If you're not aware of the situation, simply put, Iran has always had a veneer of democracy over the veto power of the Supreme Leader of Iran and "his crew". With the placing of our favorite whipping boy Ahmadinejad into power in a clumsy attempt to roll back a free election,the interior tensions of the country are now exposed for the world to see...and for people to bleed and die over.
Protesters rock the streets, and are beaten by police, with reports of deaths everywhere -- as Neil Gaiman (who's been very active in reporting events)
put it:
If you go to the @persiankiwi page and read it through it's like an apocalyptic novel played out in tweets. Also follow him #iranelection .

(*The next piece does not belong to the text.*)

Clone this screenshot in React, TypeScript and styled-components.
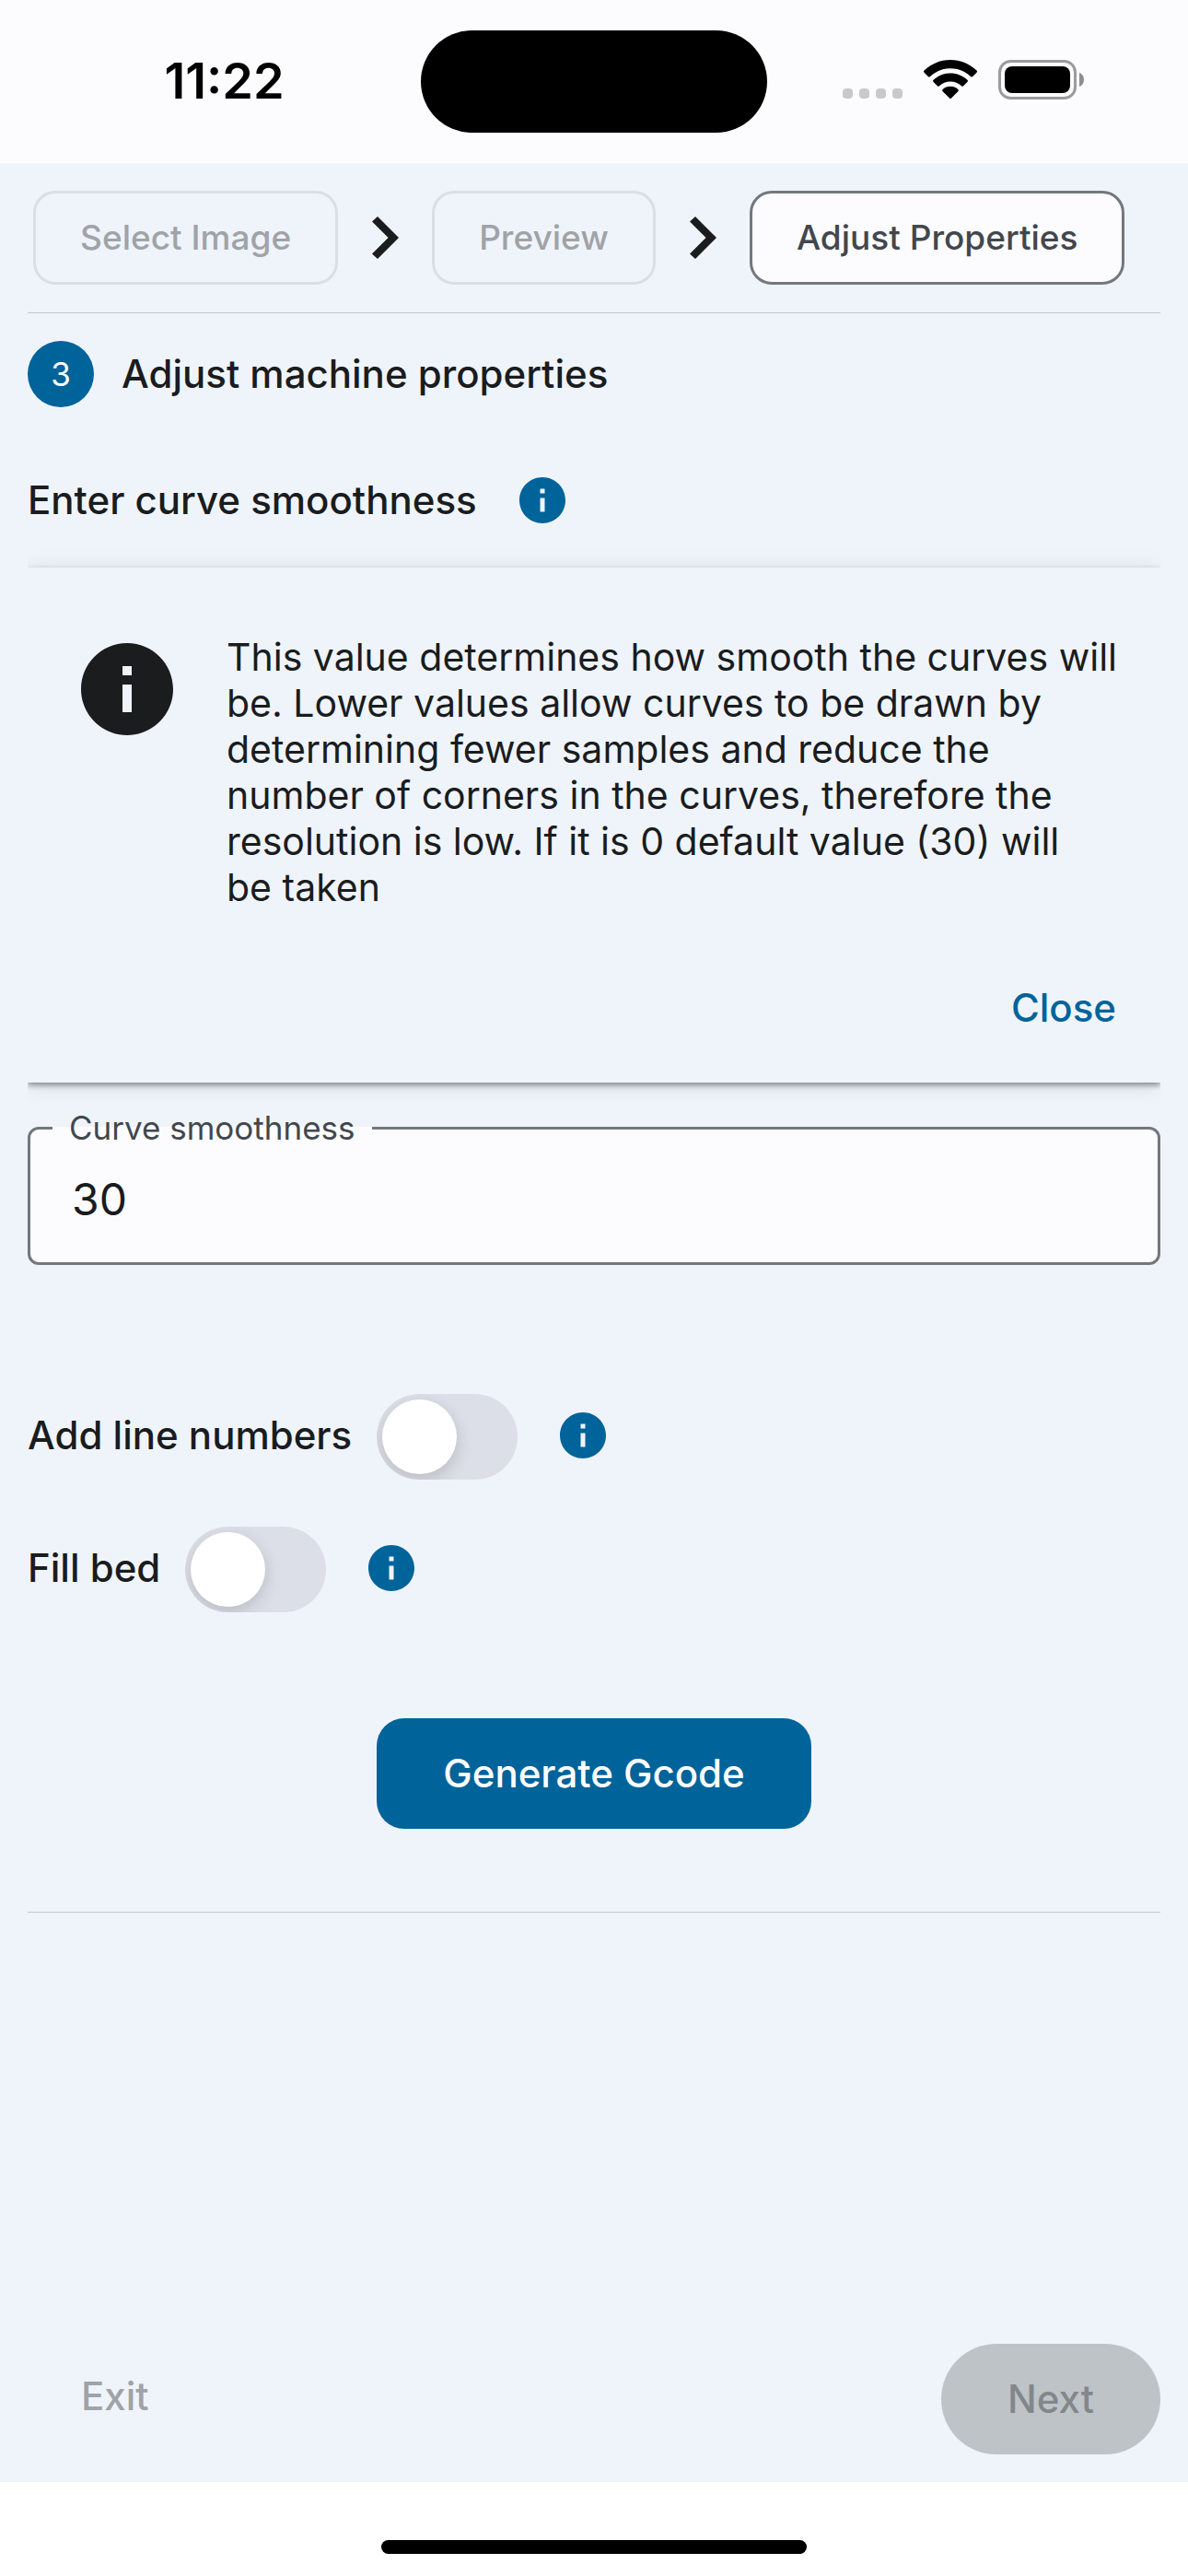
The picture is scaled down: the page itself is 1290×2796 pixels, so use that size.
import React, { useState } from "react";
import styled, { createGlobalStyle } from "styled-components";

const color = {
  surface: "#fcfcff",
  tint: "#eff4fb",
  ink: "#1a1c1e",
  inkSoft: "#42474e",
  outline: "#72787e",
  hairline: "#c2c7ce",
  primary: "#00639a",
  muted: "#a0a3a7",
};

const GlobalStyle = createGlobalStyle`
  *, *::before, *::after { box-sizing: border-box; }
  body { margin: 0; background: #ffffff; }
  button, input { font: inherit; color: inherit; }
`;

const Screen = styled.div`
  display: flex;
  flex-direction: column;
  min-height: 100vh;
  font-family: Inter, "Liberation Sans", sans-serif;
  font-size: 42px;
  line-height: 50px;
  color: ${color.ink};
  background: ${color.tint};
`;

const StatusBar = styled.header`
  display: grid;
  grid-template-columns: 1fr auto 1fr;
  align-items: center;
  justify-items: center;
  padding: 33px 30px;
  background: ${color.surface};
`;

const Clock = styled.time`
  padding-bottom: 2px;
  font-size: 54px;
  font-weight: 600;
  color: #000000;
`;

const Island = styled.div`
  width: 376px;
  height: 111px;
  border-radius: 56px;
  background: #000000;
`;

const StatusIcons = styled.div`
  display: flex;
  align-items: center;
  gap: 23px;
  padding-bottom: 4px;
`;

const Main = styled.main`
  display: flex;
  flex: 1;
  flex-direction: column;
  padding: 0 30px;
`;

const Steps = styled.nav`
  display: flex;
  align-items: center;
  gap: 36px;
  padding: 30px 6px;
  border-bottom: 1px solid ${color.hairline};
`;

const StepButton = styled.button`
  height: 102px;
  padding: 0 48px;
  border: 3px solid ${color.outline};
  border-radius: 24px;
  background: ${color.surface};
  color: ${color.inkSoft};
  font-size: 37px;
  font-weight: 500;
  white-space: nowrap;

  &:disabled {
    border-color: #dadfe5;
    background: transparent;
    color: ${color.muted};
  }
`;

const StepTitle = styled.div`
  display: flex;
  align-items: center;
  gap: 30px;
  padding: 30px 0;
`;

const StepNumber = styled.span`
  display: flex;
  align-items: center;
  justify-content: center;
  width: 72px;
  height: 72px;
  border-radius: 50%;
  background: ${color.primary};
  color: #ffffff;
  font-size: 35px;
`;

const Heading = styled.h1`
  margin: 0;
  font-size: 42px;
  font-weight: 500;
`;

const FieldHeading = styled.div`
  display: flex;
  align-items: center;
  gap: 41px;
  padding: 41px 0 43px;
  font-weight: 500;
`;

const IconButton = styled.button`
  display: flex;
  padding: 0;
  border: 0;
  background: none;
  color: ${color.primary};
`;

const BannerClip = styled.div`
  clip-path: inset(-24px 0);
`;

const Banner = styled.section`
  padding: 72px 40px 24px 48px;
  background: ${color.tint};
  box-shadow: 0 3px 6px rgba(0, 0, 0, 0.4), 0 3px 24px rgba(0, 0, 0, 0.1);
`;

const BannerBody = styled.div`
  display: flex;
  align-items: flex-start;
  gap: 48px;

  svg {
    flex: none;
  }

  p {
    margin: 0;
    font-size: 41px;
  }
`;

const BannerActions = styled.div`
  display: flex;
  justify-content: flex-end;
  padding: 49px 8px 0 0;
`;

const TextButton = styled.button`
  height: 114px;
  padding: 0;
  border: 0;
  background: none;
  color: ${color.primary};
  font-weight: 500;

  &:disabled {
    color: ${color.muted};
  }
`;

const Field = styled.fieldset`
  min-width: 0;
  margin: 28px 0 0;
  padding: 0;
  border: 3px solid ${color.outline};
  border-radius: 12px;
  background: ${color.surface};
`;

const FieldLabel = styled.legend`
  margin-left: 24px;
  padding: 0 18px;
  color: ${color.inkSoft};
  font-size: 35px;
  line-height: 42px;
`;

const FieldInput = styled.input`
  display: block;
  width: 100%;
  height: 125px;
  padding: 0 45px 12px;
  border: 0;
  outline: 0;
  background: none;
  font-size: 48px;
`;

const Switches = styled.div`
  display: flex;
  flex-direction: column;
  gap: 51px;
  padding: 140px 0 115px;
`;

const SwitchRow = styled.div`
  display: flex;
  align-items: center;
  font-weight: 500;

  label,
  button {
    margin-bottom: 3px;
  }

  label {
    margin-right: 27px;
  }

  button {
    margin-left: 41px;
  }
`;

const Switch = styled.input`
  width: 153px;
  height: 93px;
  margin: 0;
  padding: 6px;
  overflow: hidden;
  appearance: none;
  border-radius: 47px;
  background: #dcdfe7;

  &::before {
    content: "";
    display: block;
    width: 81px;
    height: 81px;
    border-radius: 50%;
    background: #ffffff;
    box-shadow: 0 6px 18px rgba(0, 0, 0, 0.16);
  }

  &:checked {
    background: ${color.primary};
  }

  &:checked::before {
    margin-left: 60px;
  }
`;

const Generate = styled.div`
  display: flex;
  justify-content: center;
  padding-bottom: 90px;
  border-bottom: 1px solid ${color.hairline};
`;

const FilledButton = styled.button<{ $radius: number }>`
  height: 120px;
  padding: 0 72px;
  border: 0;
  border-radius: ${(p) => p.$radius}px;
  background: ${color.primary};
  color: #ffffff;
  font-weight: 500;

  &:disabled {
    background: #bec3c7;
    color: #83878b;
  }
`;

const Footer = styled.footer`
  display: flex;
  align-items: flex-start;
  justify-content: space-between;
  margin-top: auto;
  padding: 30px 0 30px 58px;
`;

const HomeArea = styled.div`
  display: flex;
  justify-content: center;
  padding: 63px 0 24px;
  background: #ffffff;
`;

const HomeIndicator = styled.div`
  width: 462px;
  height: 15px;
  border-radius: 8px;
  background: #000000;
`;

const InfoIcon = ({ size }: { size: number }) => (
  <svg width={size} height={size} viewBox="0 0 24 24" fill="currentColor" aria-hidden="true">
    <path d="M12 2C6.480 2 2 6.480 2 12s4.480 10 10 10 10-4.480 10-10S17.520 2 12 2zm1 15h-2v-6h2v6zm0-8h-2V7h2v2z" />
  </svg>
);

const Chevron = () => (
  <svg width="30" height="46" viewBox="0 0 30 46" fill={color.ink} aria-hidden="true">
    <path d="M7 0 30 23 7 46 1 40.600 18.600 23 1 5.400z" />
  </svg>
);

const CellularIcon = () => (
  <svg width="65" height="43" viewBox="0 0 65 43" fill="#c9c9cb" aria-hidden="true">
    {[0, 18, 36, 54].map((x) => (
      <rect key={x} x={x} y="31" width="11" height="11" rx="4" />
    ))}
  </svg>
);

const WifiIcon = () => (
  <svg width="58" height="43" viewBox="0 0 58 43" fill="#000000" aria-hidden="true">
    <path d="M29 0C18 0 8 4.300.5 11.500a1.500 1.500 0 0 0 0 2.200L4.800 18a1.500 1.500 0 0 0 2.200 0C13 12.400 20.600 9.300 29 9.300S45 12.400 51 18a1.500 1.500 0 0 0 2.200 0l4.300-4.300a1.500 1.500 0 0 0 0-2.200C50 4.300 40 0 29 0z" />
    <path d="M29 14.500c-7 0-13.500 2.700-18.400 7.200a1.500 1.500 0 0 0 0 2.200l4.300 4.300a1.500 1.500 0 0 0 2.100 0c3.200-2.900 7.400-4.700 12-4.700s8.800 1.800 12 4.700a1.500 1.500 0 0 0 2.100 0l4.300-4.300a1.500 1.500 0 0 0 0-2.200C42.500 17.200 36 14.500 29 14.500z" />
    <path d="M29 28.800c-3.200 0-6.100 1.200-8.300 3.200a1.500 1.500 0 0 0 0 2.200l7.300 7.300a1.400 1.400 0 0 0 2 0l7.300-7.300a1.500 1.500 0 0 0 0-2.200c-2.200-2-5.100-3.200-8.300-3.200z" />
  </svg>
);

const BatteryIcon = () => (
  <svg width="94" height="43" viewBox="0 0 94 43" aria-hidden="true">
    <rect x="1.500" y="1.500" width="82" height="40" rx="12" fill="none" stroke="#9b9b9d" strokeWidth="3" />
    <rect x="7" y="7" width="71" height="29" rx="8" fill="#000000" />
    <path d="M88 14c3 1 5 4 5 7.500S91 28 88 29z" fill="#8e8e90" />
  </svg>
);

const SwitchField = ({ id, label }: { id: string; label: string }) => {
  const [on, setOn] = useState(false);
  return (
    <SwitchRow>
      <label htmlFor={id}>{label}</label>
      <Switch id={id} type="checkbox" role="switch" checked={on} onChange={() => setOn(!on)} />
      <IconButton type="button" aria-label={`About: ${label}`}>
        <InfoIcon size={60} />
      </IconButton>
    </SwitchRow>
  );
};

export default function App() {
  const [smoothness, setSmoothness] = useState("30");
  const [showInfo, setShowInfo] = useState(true);

  return (
    <Screen>
      <GlobalStyle />
      <StatusBar>
        <Clock>11:22</Clock>
        <Island />
        <StatusIcons>
          <CellularIcon />
          <WifiIcon />
          <BatteryIcon />
        </StatusIcons>
      </StatusBar>

      <Main>
        <Steps aria-label="Steps">
          <StepButton type="button" disabled>Select Image</StepButton>
          <Chevron />
          <StepButton type="button" disabled>Preview</StepButton>
          <Chevron />
          <StepButton type="button" aria-current="step">Adjust Properties</StepButton>
        </Steps>

        <StepTitle>
          <StepNumber>3</StepNumber>
          <Heading>Adjust machine properties</Heading>
        </StepTitle>

        <FieldHeading>
          <span>Enter curve smoothness</span>
          <IconButton type="button" aria-label="About: Curve smoothness" onClick={() => setShowInfo(true)}>
            <InfoIcon size={60} />
          </IconButton>
        </FieldHeading>

        {showInfo && (
          <BannerClip>
            <Banner>
              <BannerBody>
                <InfoIcon size={120} />
                <p>
                  This value determines how smooth the curves will be. Lower values allow curves to be drawn by
                  determining fewer samples and reduce the number of corners in the curves, therefore the
                  resolution is low. If it is 0 default value (30) will
                  <br />
                  be taken
                </p>
              </BannerBody>
              <BannerActions>
                <TextButton type="button" onClick={() => setShowInfo(false)}>Close</TextButton>
              </BannerActions>
            </Banner>
          </BannerClip>
        )}

        <Field>
          <FieldLabel>
            <label htmlFor="smoothness">Curve smoothness</label>
          </FieldLabel>
          <FieldInput
            id="smoothness"
            inputMode="numeric"
            value={smoothness}
            onChange={(e) => setSmoothness(e.target.value)}
          />
        </Field>

        <Switches>
          <SwitchField id="line-numbers" label="Add line numbers" />
          <SwitchField id="fill-bed" label="Fill bed" />
        </Switches>

        <Generate>
          <FilledButton type="button" $radius={30}>Generate Gcode</FilledButton>
        </Generate>

        <Footer>
          <TextButton type="button" disabled>Exit</TextButton>
          <FilledButton type="button" $radius={60} disabled>Next</FilledButton>
        </Footer>
      </Main>

      <HomeArea>
        <HomeIndicator />
      </HomeArea>
    </Screen>
  );
}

At first, many of the police who got hurt were actually being
saved by protesters, not willing to even sit back and allow their fellow Iranians to come to harm:

Now, the regime have brought in Arabs,
Lebanese "cops" (Hezbollah? Hmmm...interesting), and the protesters
aren't so fond of hired guns.
All this, the possibility of another Tiananmen Square, or even another Iranian Revolution, and it's just now seriously breaking in the news, after 2 days of relative silence in the mainstream. Twitter has been the
chronicler of this revolution, and has now proven, beyond any doubt, it's place amongst the dizzying array of discussion and communications options. Twitter isn't just reporting or reflecting the news -- it is, today and yesterday,t he only place to Get The News.
And the students, who use these services like the back of their hands, are the targets for the worst of the violence. The regime knows where the backbone for the fight comes from, and want to break it early.
My prayer and hope is that the regime will know the force of Justice, and the hand of Mercy in it's application. But if I chose between Mercy for the regime, and Mercy for the people it's already killing, that's
not a choice.
It's tempting to look at these events through the lens of being an American. But that 2nd picture above says it all. The Iranians aren't doing this for us. Maybe Obama's speech kicked the apple cart over, and maybe not. Either way, they work to make their own lives better. To engender, and fight for, their own freedoms, and that of their friends and lovers and fellow countrypeople. They fight to have a country that will likely be Islamic, but not ruled with an Iron Cross of "Islam".
And in doing so, these people, so well slandered and misrepresented in America, show us Americans what the values we claim to hold so high are really about, and what sacrifices people must make to gainsay them. It's sad that the 1st Leg of the Axis of Evil does best at reflecting the values of the Guiding Light of the Free World.